The Complexity of Learning Approval-Based Multiwinner Voting Rules
This addresses computational challenges in learning voting rules for multiwinner elections, which is incremental as it builds on existing work in computational social choice.
The paper tackles the problem of learning approval-based multiwinner voting rules, showing that while a polynomial number of samples suffices for learning with high confidence, even simple related tasks are computationally intractable.
We study the {PAC} learnability of multiwinner voting, focusing on the class of approval-based committee scoring (ABCS) rules. These are voting rules applied on profiles with approval ballots, where each voter approves some of the candidates. According to ABCS rules, each committee of $k$ candidates collects from each voter a score, which depends on the size of the voter's ballot and on the size of its intersection with the committee. Then, committees of maximum score are the winning ones.
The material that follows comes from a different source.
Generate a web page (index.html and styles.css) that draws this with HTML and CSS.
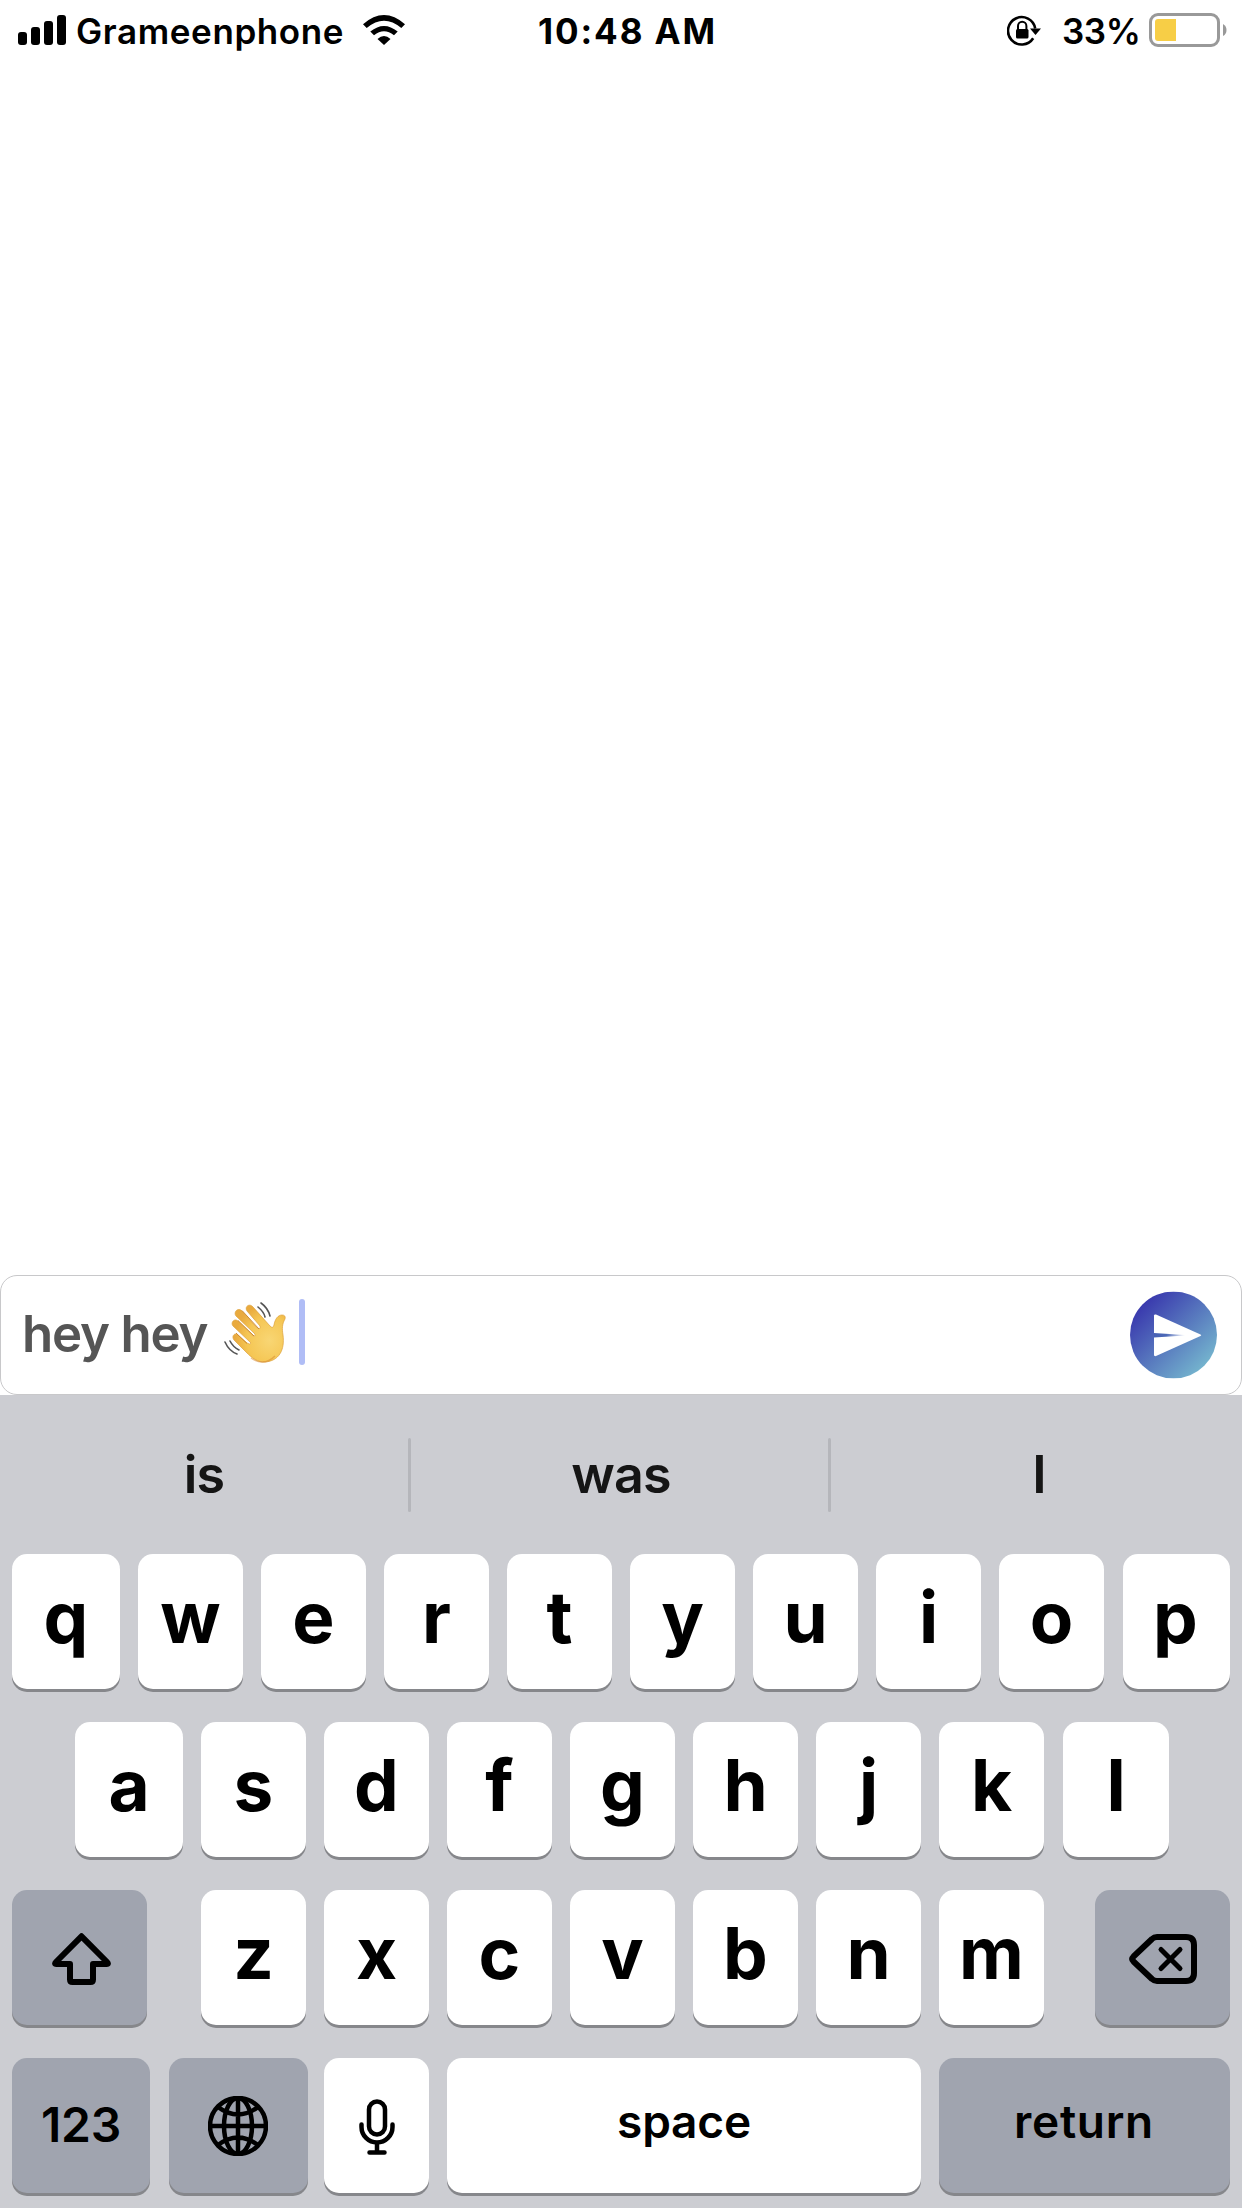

Our goal is to learn a target rule (i.e., to learn the corresponding scoring function) using information about the winning committees of a small number of sampled profiles. Despite the existence of exponentially many outcomes compared to single-winner elections, we show that the sample complexity is still low: a polynomial number of samples carries enough information for learning the target rule with high confidence and accuracy. Unfortunately, even simple tasks that need to be solved for learning from these samples are intractable. We prove that deciding whether there exists some ABCS rule that makes a given committee winning in a given profile is a computationally hard problem. Our results extend to the class of sequential Thiele rules, which have received attention recently due to their simplicity.